The Bank of England undertook £75 billion further QE, hawkish members on the FOMC have become more dovish, China is edging towards easing mode, the Bank of Japan is intervening in the yen, and the ECB – who are already providing unlimited liquidity to the banking sector until 2013 - has finally signalled its intention to reverse the rate hikes experienced in the first half of the year. The ECB becoming more like the Fed and expanding its purchases of peripheral debt would clearly support the recent turnaround in financial and liquidity conditions, a welcome support to both the global economy and financial markets.
The elevated levels of uncertainty and volatility within global markets at present have prompted many investors to re-examine the role of exchange traded funds (ETFs) in their portfolios. The flexibility these products offer to invest is well documented. However, as tactical rebalancing and manoeuvrability in portfolios grow in importance, the nature and characteristics of ETFs warrant re-examination.
There are two principle ways in which ETFs are constructed: physically-backed or swap-backed.
Predominant in the U.S. market, the first type is underpinned by the underlying securities. A physically backed ETF investing in the S&P 500 index would, as its underlying holdings, consist of a proportion of each of the 500 securities within this index.
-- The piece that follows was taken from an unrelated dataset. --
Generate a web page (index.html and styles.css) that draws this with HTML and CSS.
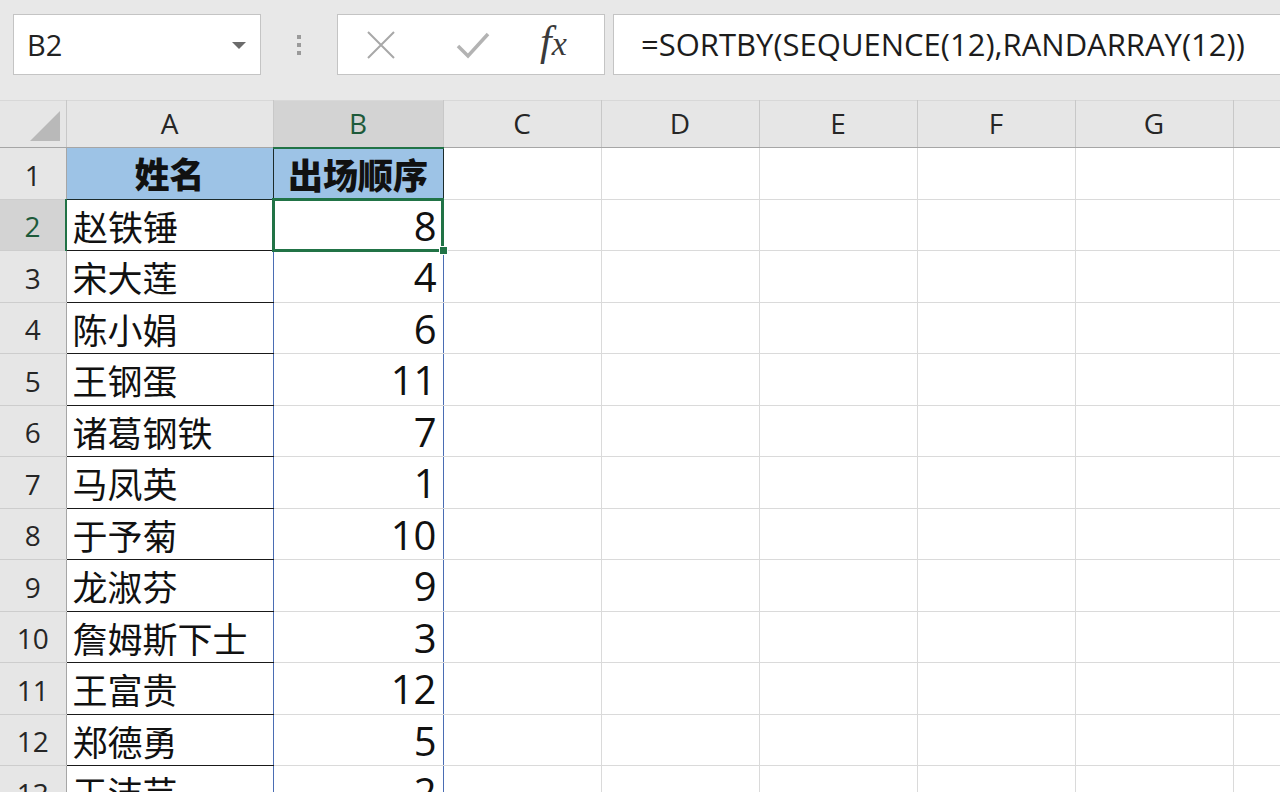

The advantage of this method is surety that the ETF has underlying securities which may have a value should the ETF provider fail. However, costs of full physical replication can be high, especially for broad or illiquid benchmarks.
While a synthetic or swap-backed ETF may allow a more esoteric benchmark to be tracked at lower cost, the total return swap backing the ETF has counterparty risk of which clients should be aware. If the bank to which the ETF provider pays a cashflow falls into financial difficulty, unable to pay the return on an index to the ETF provider, a synthetic ETF may own none of the underlying assets. It will have some collateral backing the structure but this collateral may be very different to the assets which the ETF is trying to replicate. However, compared to an exchange traded note (ETN), against which there is no collateral posted, the synthetic ETF is relatively more attractive. The size of the synthetically backed ETF market, at around $195 billion or 13% of all global ETF assets, remains modest.
While ETFs may allow clients greater flexibility in navigating high volatility markets, evidence by one investment bank suggests ETFs and financial futures may be exacerbating high correlations and elevated volatility. Futures and ETF volumes as a percentage of total equity volumes now stand at above 80% and 40% respectively, compared to 35% and around 0% in late 1997. Given the close relationship between excess correlation (correlation over and above that implied in the market pricing of options) and ETF volumes, more widespread use of ETFs may add to the very volatility investors seek to avoid in employing these products.